« Thanks (and In Again!) | Main | Bits and Pieces »
Space, Peace, Granny D
I'm going to try to stop pointing to every single new edition of Mondo Washington, really I am, but I continue to be impressed with its incisive coverage of current events. It consistently delivers short, punchy perspectives you just won't get from the mainstream media. For example, check out this view on the Shuttle Columbia disaster:
"It's unfortunate that lives were lost in a mission that did not advance science in a meaningful way, and that is exactly what we have to avoid in the future," Francis Slakey, a Georgetown University physics professor who writes on space issues, told the Voice.

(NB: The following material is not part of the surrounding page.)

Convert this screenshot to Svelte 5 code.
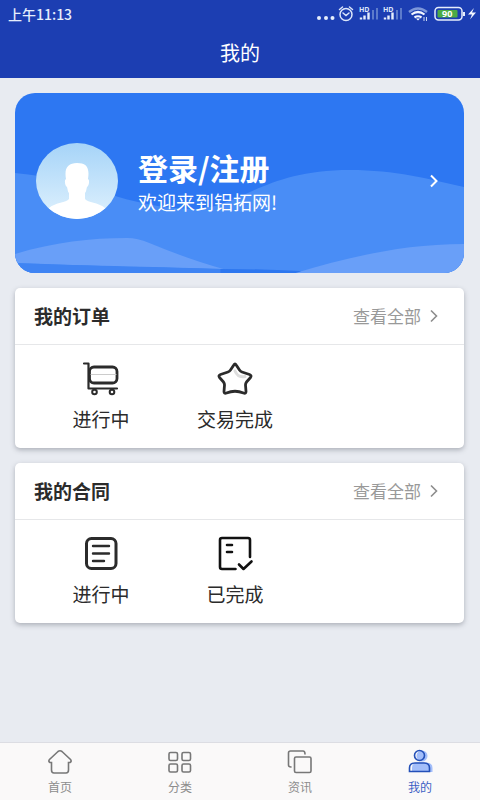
<script>
  const sections = [
    { title: '我的订单', items: [{ icon: 'cart', label: '进行中' }, { icon: 'star', label: '交易完成' }] },
    { title: '我的合同', items: [{ icon: 'doc', label: '进行中' }, { icon: 'done', label: '已完成' }] }
  ];
  const tabs = [
    { icon: 'home', label: '首页' },
    { icon: 'grid', label: '分类' },
    { icon: 'copy', label: '资讯' },
    { icon: 'user', label: '我的' }
  ];
  let active = $state('user');
</script>

<div class="app">
  <header>
    <div class="status">
      <span class="time">上午11:13</span>
      <svg class="indicators" width="164" height="24" viewBox="0 0 164 24" fill="none" aria-hidden="true">
        <g fill="#e6eefc">
          <circle cx="6" cy="16" r="2" /><circle cx="13" cy="16" r="2" /><circle cx="19.500" cy="16" r="2" />
        </g>
        <g stroke="#dce6fa" stroke-width="1.500" stroke-linecap="round">
          <circle cx="33" cy="12.500" r="6" />
          <path d="M30 11l3 2.500 3-2.500M26.500 7.500l3-2.500M39.500 7.500l-3-2.500" />
        </g>
        {#each [0, 24] as x}
          <g transform="translate({x} 0)">
            <text x="46" y="10" class="hd">HD</text>
            <path d="M48 17.500v-2M51.500 17.500v-4M55.500 17.500v-7" stroke="#e6eefc" stroke-width="2.400" />
            <path d="M60 17.500V8M64 17.500V6" stroke="#5d7bcb" stroke-width="2" />
          </g>
        {/each}
        <path d="M96 10q9-7 18 0" stroke="#7d97d9" stroke-width="2.400" />
        <path d="M98.500 12.500q6.500-5 13 0M101.500 15.500q3.500-2.500 7 0" stroke="#f2f6ff" stroke-width="2.200" />
        <path d="M103 16.500h4l-2 2z" fill="#fff" />
        <path d="M111 15v4M113.500 15v4" stroke="#cbd8f4" />
        <rect x="122" y="5.500" width="27" height="12.500" rx="3.500" stroke="#e6eefc" stroke-width="1.500" />
        <rect x="124.500" y="8" width="20" height="7.500" rx="1" fill="#4bab45" />
        <path d="M151 10v4" stroke="#e6eefc" stroke-width="2" />
        <text x="129" y="15" class="level">90</text>
        <path d="M161 6l-6 6.500h4l-2 5 6-7h-4l2-4.500z" fill="#f2f6ff" />
      </svg>
    </div>
    <h1>我的</h1>
  </header>

  <main>
    <a class="hero" href="#login">
      <svg class="waves" viewBox="0 0 448 180" preserveAspectRatio="none" aria-hidden="true">
        <path d="M0 80C35 83 70 92 100 103C130 112 155 116 183 116C225 113 250 77 334 77C380 77 412 86 448 94V180H0Z" fill="#498df6" />
        <path d="M0 161C40 149 75 145 112 145Q122 145 134 150Q175 167 208 176C140 174 70 173 0 170Z" fill="#699ff8" />
        <path d="M0 170C80 173 150 174 208 176Q245 176 290 180H0Z" fill="#3f84f3" />
        <path d="M205 176Q245 176 285 178V180H205Z" fill="#2d77ef" />
        <path d="M280 180C330 165 385 151 448 151V180Z" fill="#699ff8" />
      </svg>
      <svg class="avatar" viewBox="0 0 82 76" aria-hidden="true">
        <defs>
          <linearGradient id="sky" x2="0" y2="1"><stop stop-color="#a6d4f8" /><stop offset="1" stop-color="#dff1fd" /></linearGradient>
          <clipPath id="oval"><ellipse cx="41" cy="38" rx="41" ry="38" /></clipPath>
        </defs>
        <g clip-path="url(#oval)">
          <path d="M0 0h82v76H0z" fill="url(#sky)" />
          <path d="M30 36C28 25 32 20 41 20s13 4 11 16c2 1 1 7-1 8-1 4-1 5-2 6v6c3 4 13 3 20 9l6 13H7l6-13c7-6 17-5 20-9v-6c-1-1-1-2-2-6-2-1-3-7-1-8z" fill="#fff" />
        </g>
      </svg>
      <span class="welcome"><strong>登录/注册</strong><span>欢迎来到铝拓网!</span></span>
      <svg class="go" width="10" height="14" viewBox="0 0 10 14" aria-hidden="true"><path d="M2 1.500L7.500 7 2 12.500" /></svg>
    </a>

    {#each sections as section}
      <section>
        <div class="head">
          <h2>{section.title}</h2>
          <a href="#all">查看全部<svg width="10" height="14" viewBox="0 0 10 14" aria-hidden="true"><path d="M2 1.500L7.500 7 2 12.500" /></svg></a>
        </div>
        <div class="items">
          {#each section.items as item}
            <button>
              <svg width="40" height="40" viewBox="0 0 40 40" aria-hidden="true">
                {#if item.icon === 'cart'}
                  <path d="M3 4.500h4.500V29.500H36" stroke-width="2.200" />
                  <rect x="8.500" y="8" width="27.500" height="16" rx="4.500" stroke-width="2.800" />
                  <path d="M10 15.500h25" stroke="#ccc" stroke-width="1" />
                  <circle cx="13.500" cy="33" r="2.300" stroke-width="2" /><circle cx="31" cy="33" r="2.300" stroke-width="2" />
                {:else if item.icon === 'star'}
                  <path d="M20 12q3 7 10 5.500" stroke="#ddd" stroke-width="3" />
                  <path d="M18.800 6Q20 4 21.200 6L24.500 11Q25.500 12.500 27 13L34.500 15.500Q37 16.500 35.500 18.500L31.500 23Q30.500 24.500 30.500 26L31 32.500Q31 35 28.500 34Q20 30.500 11.500 34Q9 35 9 32.500L9.500 26Q9.500 24.500 8.500 23L4.500 18.500Q3 16.500 5.500 15.500L13 13Q14.500 12.500 15.500 11Z" stroke-width="2.800" />
                {:else if item.icon === 'doc'}
                  <rect x="5.500" y="4.500" width="29.500" height="30" rx="5" stroke-width="3" />
                  <path d="M12 12h16M12 19.500h16M12 27h11" stroke-width="2.400" />
                {:else}
                  <g stroke="#111" stroke-width="2.600">
                    <path d="M20.500 35H7Q5 35 5 33V6Q5 4 7 4H33Q35 4 35 6V23" />
                    <path d="M12 11h5M12 18h5M24 30.500l4.500 4.500 8-7.500" />
                  </g>
                {/if}
              </svg>
              <span>{item.label}</span>
            </button>
          {/each}
        </div>
      </section>
    {/each}
  </main>

  <nav>
    {#each tabs as tab}
      <button class:active={active === tab.icon} onclick={() => (active = tab.icon)}>
        <svg width="26" height="26" viewBox="0 0 26 26" aria-hidden="true">
          {#if tab.icon === 'home'}
            <path d="M11 2.500Q13 1 15 2.500L23.500 10.500Q25 12.500 23 13.500H21.500V21Q21.500 24 19 24H7Q4.500 24 4.500 21V13.500H3Q1 12.500 2.500 10.500Z" />
          {:else if tab.icon === 'grid'}
            <rect x="2" y="3.500" width="8.500" height="8" rx="1.500" /><rect x="15" y="3.500" width="8.500" height="8" rx="1.500" />
            <rect x="2" y="15" width="8.500" height="8" rx="1.500" /><rect x="15" y="15" width="8.500" height="8" rx="1.500" />
          {:else if tab.icon === 'copy'}
            <path d="M4 18Q1.500 18 1.500 16V4Q1.500 2 3.500 2H16Q18 2 18 5" />
            <rect x="7.500" y="8" width="16.500" height="15.500" rx="1.500" />
          {:else}
            <g fill="#a3befa" stroke="none"><circle cx="15" cy="7" r="5.500" /><path d="M5 23V19Q5 13.500 11 13.500H19Q25.500 13.500 25.500 19V23Z" /></g>
            <circle cx="12.500" cy="6.500" r="5" /><path d="M2.500 22.500V19Q2.500 14 8 14H17Q22.500 14 22.500 19V22.500Z" />
          {/if}
        </svg>
        <span>{tab.label}</span>
      </button>
    {/each}
  </nav>
</div>

<style>
  :global(body) { margin: 0; }
  .app {
    min-height: 100vh;
    display: flex;
    flex-direction: column;
    background: #e8ebf1;
    color: #2b2b2b;
    font-family: "Noto Sans CJK SC", sans-serif;
  }
  header { background: #1c3eb2; color: #fff; }
  .status {
    display: flex;
    justify-content: space-between;
    align-items: center;
    height: 28px;
    padding: 0 3px 0 8px;
  }
  .time { font-size: 14px; line-height: 28px; font-weight: 500; color: #e6eefc; }
  .hd { font: bold 7px "Noto Sans", sans-serif; fill: #dce6fa; }
  .level { font: bold 9px "Noto Sans", sans-serif; fill: #fff; }
  h1 { margin: 0; font-size: 20px; line-height: 50px; font-weight: 400; text-align: center; }
  main { flex: 1; display: flex; flex-direction: column; gap: 15px; padding: 15px 16px 15px 15px; }
  a { color: inherit; text-decoration: none; }
  svg { flex: none; fill: none; }
  .hero {
    position: relative;
    display: flex;
    align-items: center;
    gap: 20px;
    min-height: 180px;
    box-sizing: border-box;
    padding: 0 25px 5px 21px;
    border-radius: 20px;
    overflow: hidden;
    background: #2d77f2;
    color: #fff;
  }
  .waves { position: absolute; inset: 0; width: 100%; height: 100%; }
  .avatar { position: relative; width: 82px; height: 76px; }
  .welcome { position: relative; flex: 1; display: flex; flex-direction: column; font-size: 19px; line-height: 28px; }
  strong { font-size: 30px; line-height: 42px; }
  .go { position: relative; stroke: #fff; stroke-width: 2; }
  section { background: #fff; border-radius: 5px; box-shadow: 0 2px 5px rgba(60, 65, 80, 0.35); }
  .head {
    display: flex;
    justify-content: space-between;
    align-items: center;
    height: 56px;
    padding: 0 25px 0 19px;
    border-bottom: 1px solid #e6e7e9;
  }
  h2 { margin: 0; font-size: 19px; line-height: 28px; font-weight: 700; }
  .head a { display: flex; align-items: center; gap: 8px; font-size: 17px; line-height: 28px; color: #999; }
  .head a svg { stroke: #8c8c8c; stroke-width: 1.6; }
  .items { display: grid; grid-template-columns: repeat(3, 1fr); padding: 14px 28px 15px 19px; }
  button {
    display: flex;
    flex-direction: column;
    align-items: center;
    margin: 0;
    padding: 0;
    border: 0;
    background: none;
    color: inherit;
    font-family: inherit;
    cursor: pointer;
  }
  .items button { gap: 6px; font-size: 19px; line-height: 28px; }
  .items svg { stroke: #2b2b2b; stroke-linecap: round; stroke-linejoin: round; }
  nav { display: flex; border-top: 1px solid #dcdde3; background: #faf9f9; }
  nav button { flex: 1; gap: 4px; padding: 6px 0 5px; font-size: 12px; line-height: 16px; color: #8c8c8c; }
  nav svg { stroke: #777; stroke-width: 1.6; stroke-linecap: round; }
  nav .active { color: #3d5fc4; }
  nav .active svg { stroke: #2450b8; }
</style>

Ok, sure, the media are covering the building controversy over the value of the shuttle program, but Ridgeway gives it to you straight up, no chaser. Here's another: Is the U.S. a nation that's helping create a more just and peaceful world? Well, um...:
The U.S. now accounts for more than 50 percent of all the armaments sold on the planet. In 2001 we exported $12.2 billion in arms and signed up $13.1 billion in new business through the Foreign Military Sales program. What's more, our subsidies to the weapons industry are second only to those we give agribusiness."U.S.-origin weapons find their way into conflicts the world over," says a recent report from the Federation of American Scientists. "Of the active conflicts in 1999, the United States supplied arms or military technology to parties in more than 92 percent of them—39 out of 42." American troops have had to face armies we trained in Panama, Iraq, Somalia, Haiti, and Afghanistan. Because we trained and armed them with modern weaponry, we have had to spend yet more money to develop high-tech arms to, in effect, defeat ourselves. In addition, we soon will subsidize the sale of additional weapons to former Soviet republics and East Bloc nations, which are modernizing to meet NATO standards.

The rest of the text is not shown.